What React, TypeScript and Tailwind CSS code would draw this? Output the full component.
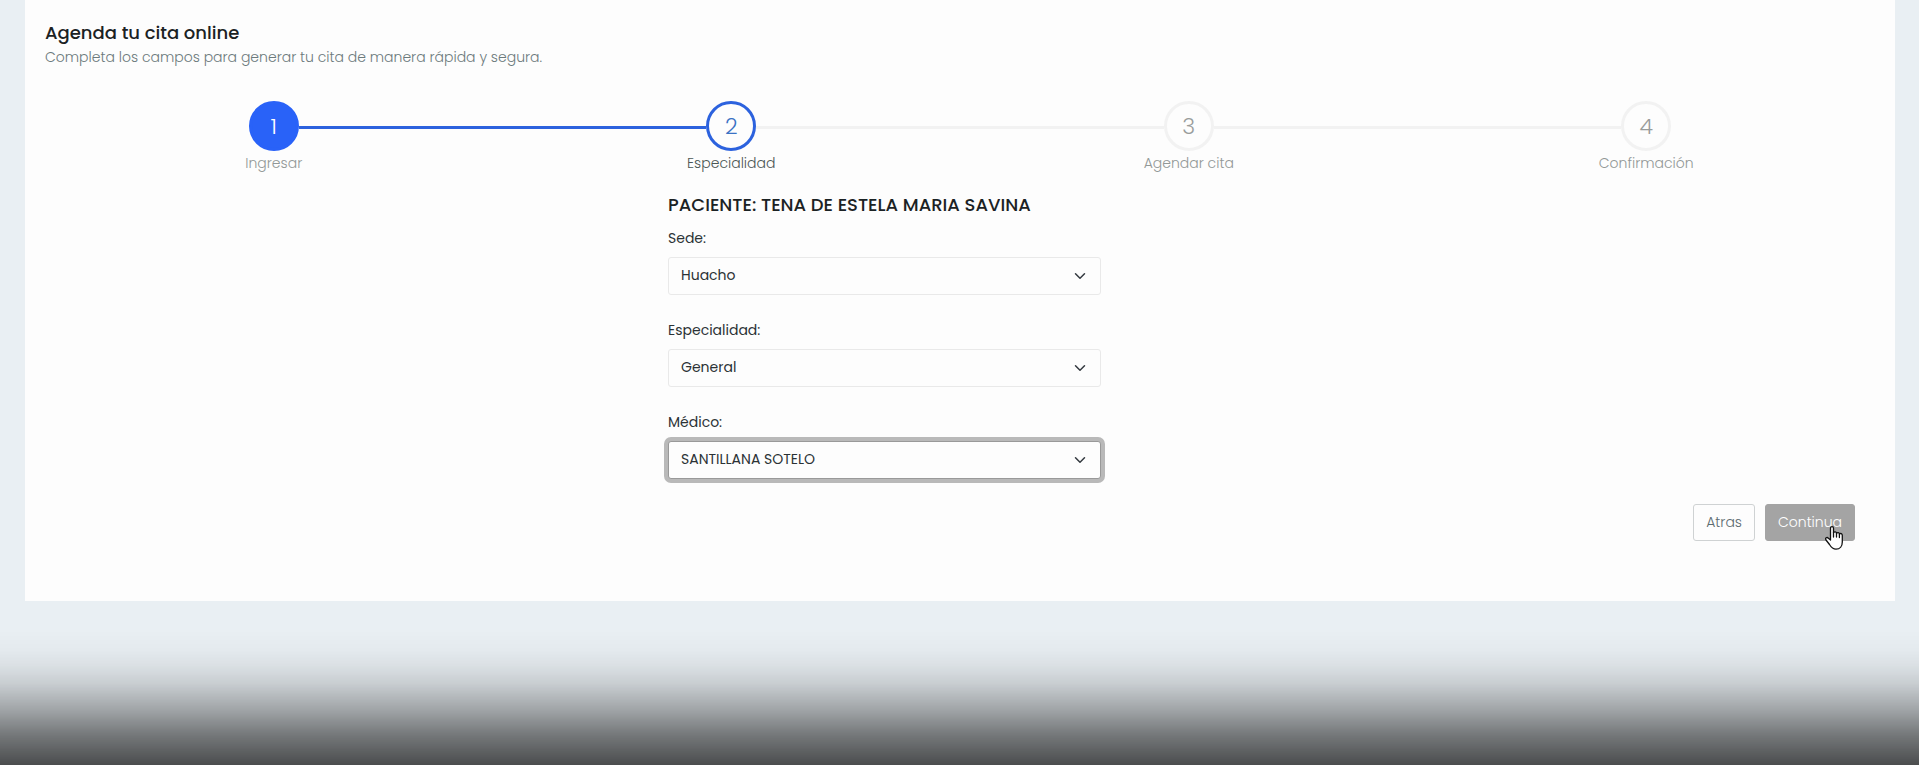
import React, { useState } from 'react';

const steps = ['Ingresar', 'Especialidad', 'Agendar cita', 'Confirmación'];

interface SelectFieldProps {
  id: string;
  label: string;
  options: string[];
  focused?: boolean;
}

function SelectField({ id, label, options, focused = false }: SelectFieldProps) {
  const [value, setValue] = useState(options[0]);

  return (
    <div className="mb-[25px]">
      <label htmlFor={id} className="block mb-2 text-sm leading-[21px] text-[#2b3235]">
        {label}
      </label>
      <div className="grid items-center">
        <select
          id={id}
          value={value}
          onChange={(e) => setValue(e.target.value)}
          className={`col-start-1 row-start-1 w-full h-[38px] appearance-none rounded-[3px] border bg-[#fdfdfd] pl-3 pr-9 pb-0.5 text-sm text-[#2b3235] outline-none ${
            focused ? 'border-[#999999] ring-4 ring-[#b9b9b9]' : 'border-[#e9e9e9]'
          }`}
        >
          {options.map((option) => (
            <option key={option}>{option}</option>
          ))}
        </select>
        <svg
          className="col-start-1 row-start-1 justify-self-end mr-[15px] w-3 h-3 pointer-events-none"
          viewBox="0 0 16 16"
          fill="none"
          aria-hidden="true"
        >
          <path d="M2 5l6 6 6-6" stroke="#343a40" strokeWidth="2" strokeLinecap="round" strokeLinejoin="round" />
        </svg>
      </div>
    </div>
  );
}

function Stepper({ current }: { current: number }) {
  return (
    <ol className="grid grid-cols-4">
      {steps.map((step, index) => {
        const number = index + 1;
        const done = number < current;
        const active = number === current;

        return (
          <li key={step} className="flex flex-col items-center">
            <div className="flex w-full items-center">
              {/* Line coming from the previous step */}
              <span
                className={`h-[3px] flex-1 mt-0.5 ${
                  index === 0 ? 'bg-transparent' : number <= current ? 'bg-[#2c62de]' : 'bg-[#f2f2f2]'
                }`}
              />
              <span
                className={`flex size-[50px] items-center justify-center rounded-full border-3 text-[22px] font-light ${
                  done
                    ? 'border-[#2962f8] bg-[#2962f8] text-white'
                    : active
                      ? 'border-[#2c62de] text-[#3a72c4]'
                      : 'border-[#f2f2f2] text-[#999c9b]'
                }`}
              >
                {number}
              </span>
              {/* Line going to the next step */}
              <span
                className={`h-[3px] flex-1 mt-0.5 ${
                  number === steps.length ? 'bg-transparent' : done ? 'bg-[#2c62de]' : 'bg-[#f2f2f2]'
                }`}
              />
            </div>
            <span className={`mt-0.5 text-sm leading-[21px] font-light ${active ? 'text-[#4b5654]' : 'text-[#929897]'}`}>
              {step}
            </span>
          </li>
        );
      })}
    </ol>
  );
}

export default function App() {
  return (
    <div className="min-h-screen bg-[#e9eff3] pl-[25px] pr-6 font-['Poppins','Inter',sans-serif]">
      <main className="bg-[#fdfdfd] px-5 pt-5 pb-[60px]">
        <h1 className="mb-px text-lg leading-[26px] font-medium text-[#1b2224]">Agenda tu cita online</h1>
        <p className="text-sm leading-[21px] font-light text-[#6c7a7c]">
          Completa los campos para generar tu cita de manera rápida y segura.
        </p>

        <div className="mt-[33px]">
          <Stepper current={2} />
        </div>

        <form onSubmit={(e) => e.preventDefault()}>
          <div className="grid grid-cols-12 mt-[19px]">
            <div className="col-start-5 col-span-3 pl-[13px] pr-3">
              <h2 className="mb-[11px] text-lg leading-[24px] font-medium whitespace-nowrap text-[#1b2224]">
                PACIENTE: TENA DE ESTELA MARIA SAVINA
              </h2>
              <SelectField id="sede" label="Sede:" options={['Huacho']} />
              <SelectField id="especialidad" label="Especialidad:" options={['General']} />
              <SelectField id="medico" label="Médico:" options={['SANTILLANA SOTELO']} focused />
            </div>
          </div>

          <div className="flex justify-end gap-2.5 pr-5">
            <button
              type="button"
              className="h-[37px] rounded-[3px] border border-[#cfd2d3] px-3 pb-0.5 text-sm font-light text-[#5c6b70] cursor-pointer"
            >
              Atras
            </button>
            <div className="relative">
              <button
                type="submit"
                className="h-[37px] rounded-[3px] border border-[#a4a4a4] bg-[#a4a4a4] px-3 pb-0.5 text-sm font-light text-white cursor-pointer"
              >
                Continua
              </button>
              {/* Hand pointer */}
              <svg
                className="absolute left-[60px] top-[22px] w-[18px] h-6 pointer-events-none"
                viewBox="0 0 18 24"
                aria-hidden="true"
              >
                <path
                  d="M5.500 14V2.200C5.500 .2 8.500 .2 8.500 2.200V6.500C9.500 5.300 11.500 5.700 11.500 7.200C12.500 6.100 14.400 6.500 14.400 8C15.600 7 17.300 7.600 17.300 9.500V16C17.300 20 15 23.200 11 23.200C7.500 23.200 6 21 4.500 18.500L1 14C-.2 12 2 10.800 3.400 12.200Z"
                  fill="#fff"
                  stroke="#111"
                  strokeWidth="1.3"
                  strokeLinejoin="round"
                />
                <path d="M8.500 6.500V11M11.500 7.200V11M14.400 8V11.500" stroke="#111" strokeWidth="1.3" strokeLinecap="round" />
              </svg>
            </div>
          </div>
        </form>
      </main>

      {/* Bottom shade */}
      <div className="fixed inset-x-0 bottom-0 h-[135px] pointer-events-none bg-[linear-gradient(to_bottom,transparent_0%,rgba(0,0,0,0.02)_15%,rgba(0,0,0,0.06)_26%,rgba(0,0,0,0.14)_40%,rgba(0,0,0,0.31)_59%,rgba(0,0,0,0.5)_78%,rgba(0,0,0,0.68)_100%)]" />
    </div>
  );
}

· · · · · · ·

* WHAT THE TASK REQUIRES *
Repeat the data exactly, without the pictures.

* THE RESULT *
What React, TypeScript and Tailwind CSS code would draw this? Output the full component.
import React, { useState } from 'react';

const steps = ['Ingresar', 'Especialidad', 'Agendar cita', 'Confirmación'];

interface SelectFieldProps {
  id: string;
  label: string;
  options: string[];
  focused?: boolean;
}

function SelectField({ id, label, options, focused = false }: SelectFieldProps) {
  const [value, setValue] = useState(options[0]);

  return (
    <div className="mb-[25px]">
      <label htmlFor={id} className="block mb-2 text-sm leading-[21px] text-[#2b3235]">
        {label}
      </label>
      <div className="grid items-center">
        <select
          id={id}
          value={value}
          onChange={(e) => setValue(e.target.value)}
          className={`col-start-1 row-start-1 w-full h-[38px] appearance-none rounded-[3px] border bg-[#fdfdfd] pl-3 pr-9 pb-0.5 text-sm text-[#2b3235] outline-none ${
            focused ? 'border-[#999999] ring-4 ring-[#b9b9b9]' : 'border-[#e9e9e9]'
          }`}
        >
          {options.map((option) => (
            <option key={option}>{option}</option>
          ))}
        </select>
        <svg
          className="col-start-1 row-start-1 justify-self-end mr-[15px] w-3 h-3 pointer-events-none"
          viewBox="0 0 16 16"
          fill="none"
          aria-hidden="true"
        >
          <path d="M2 5l6 6 6-6" stroke="#343a40" strokeWidth="2" strokeLinecap="round" strokeLinejoin="round" />
        </svg>
      </div>
    </div>
  );
}

function Stepper({ current }: { current: number }) {
  return (
    <ol className="grid grid-cols-4">
      {steps.map((step, index) => {
        const number = index + 1;
        const done = number < current;
        const active = number === current;

        return (
          <li key={step} className="flex flex-col items-center">
            <div className="flex w-full items-center">
              {/* Line coming from the previous step */}
              <span
                className={`h-[3px] flex-1 mt-0.5 ${
                  index === 0 ? 'bg-transparent' : number <= current ? 'bg-[#2c62de]' : 'bg-[#f2f2f2]'
                }`}
              />
              <span
                className={`flex size-[50px] items-center justify-center rounded-full border-3 text-[22px] font-light ${
                  done
                    ? 'border-[#2962f8] bg-[#2962f8] text-white'
                    : active
                      ? 'border-[#2c62de] text-[#3a72c4]'
                      : 'border-[#f2f2f2] text-[#999c9b]'
                }`}
              >
                {number}
              </span>
              {/* Line going to the next step */}
              <span
                className={`h-[3px] flex-1 mt-0.5 ${
                  number === steps.length ? 'bg-transparent' : done ? 'bg-[#2c62de]' : 'bg-[#f2f2f2]'
                }`}
              />
            </div>
            <span className={`mt-0.5 text-sm leading-[21px] font-light ${active ? 'text-[#4b5654]' : 'text-[#929897]'}`}>
              {step}
            </span>
          </li>
        );
      })}
    </ol>
  );
}

export default function App() {
  return (
    <div className="min-h-screen bg-[#e9eff3] pl-[25px] pr-6 font-['Poppins','Inter',sans-serif]">
      <main className="bg-[#fdfdfd] px-5 pt-5 pb-[60px]">
        <h1 className="mb-px text-lg leading-[26px] font-medium text-[#1b2224]">Agenda tu cita online</h1>
        <p className="text-sm leading-[21px] font-light text-[#6c7a7c]">
          Completa los campos para generar tu cita de manera rápida y segura.
        </p>

        <div className="mt-[33px]">
          <Stepper current={2} />
        </div>

        <form onSubmit={(e) => e.preventDefault()}>
          <div className="grid grid-cols-12 mt-[19px]">
            <div className="col-start-5 col-span-3 pl-[13px] pr-3">
              <h2 className="mb-[11px] text-lg leading-[24px] font-medium whitespace-nowrap text-[#1b2224]">
                PACIENTE: TENA DE ESTELA MARIA SAVINA
              </h2>
              <SelectField id="sede" label="Sede:" options={['Huacho']} />
              <SelectField id="especialidad" label="Especialidad:" options={['General']} />
              <SelectField id="medico" label="Médico:" options={['SANTILLANA SOTELO']} focused />
            </div>
          </div>

          <div className="flex justify-end gap-2.5 pr-5">
            <button
              type="button"
              className="h-[37px] rounded-[3px] border border-[#cfd2d3] px-3 pb-0.5 text-sm font-light text-[#5c6b70] cursor-pointer"
            >
              Atras
            </button>
            <div className="relative">
              <button
                type="submit"
                className="h-[37px] rounded-[3px] border border-[#a4a4a4] bg-[#a4a4a4] px-3 pb-0.5 text-sm font-light text-white cursor-pointer"
              >
                Continua
              </button>
              {/* Hand pointer */}
              <svg
                className="absolute left-[60px] top-[22px] w-[18px] h-6 pointer-events-none"
                viewBox="0 0 18 24"
                aria-hidden="true"
              >
                <path
                  d="M5.500 14V2.200C5.500 .2 8.500 .2 8.500 2.200V6.500C9.500 5.300 11.500 5.700 11.500 7.200C12.500 6.100 14.400 6.500 14.400 8C15.600 7 17.300 7.600 17.300 9.500V16C17.300 20 15 23.200 11 23.200C7.500 23.200 6 21 4.500 18.500L1 14C-.2 12 2 10.800 3.400 12.200Z"
                  fill="#fff"
                  stroke="#111"
                  strokeWidth="1.3"
                  strokeLinejoin="round"
                />
                <path d="M8.500 6.500V11M11.500 7.200V11M14.400 8V11.500" stroke="#111" strokeWidth="1.3" strokeLinecap="round" />
              </svg>
            </div>
          </div>
        </form>
      </main>

      {/* Bottom shade */}
      <div className="fixed inset-x-0 bottom-0 h-[135px] pointer-events-none bg-[linear-gradient(to_bottom,transparent_0%,rgba(0,0,0,0.02)_15%,rgba(0,0,0,0.06)_26%,rgba(0,0,0,0.14)_40%,rgba(0,0,0,0.31)_59%,rgba(0,0,0,0.5)_78%,rgba(0,0,0,0.68)_100%)]" />
    </div>
  );
}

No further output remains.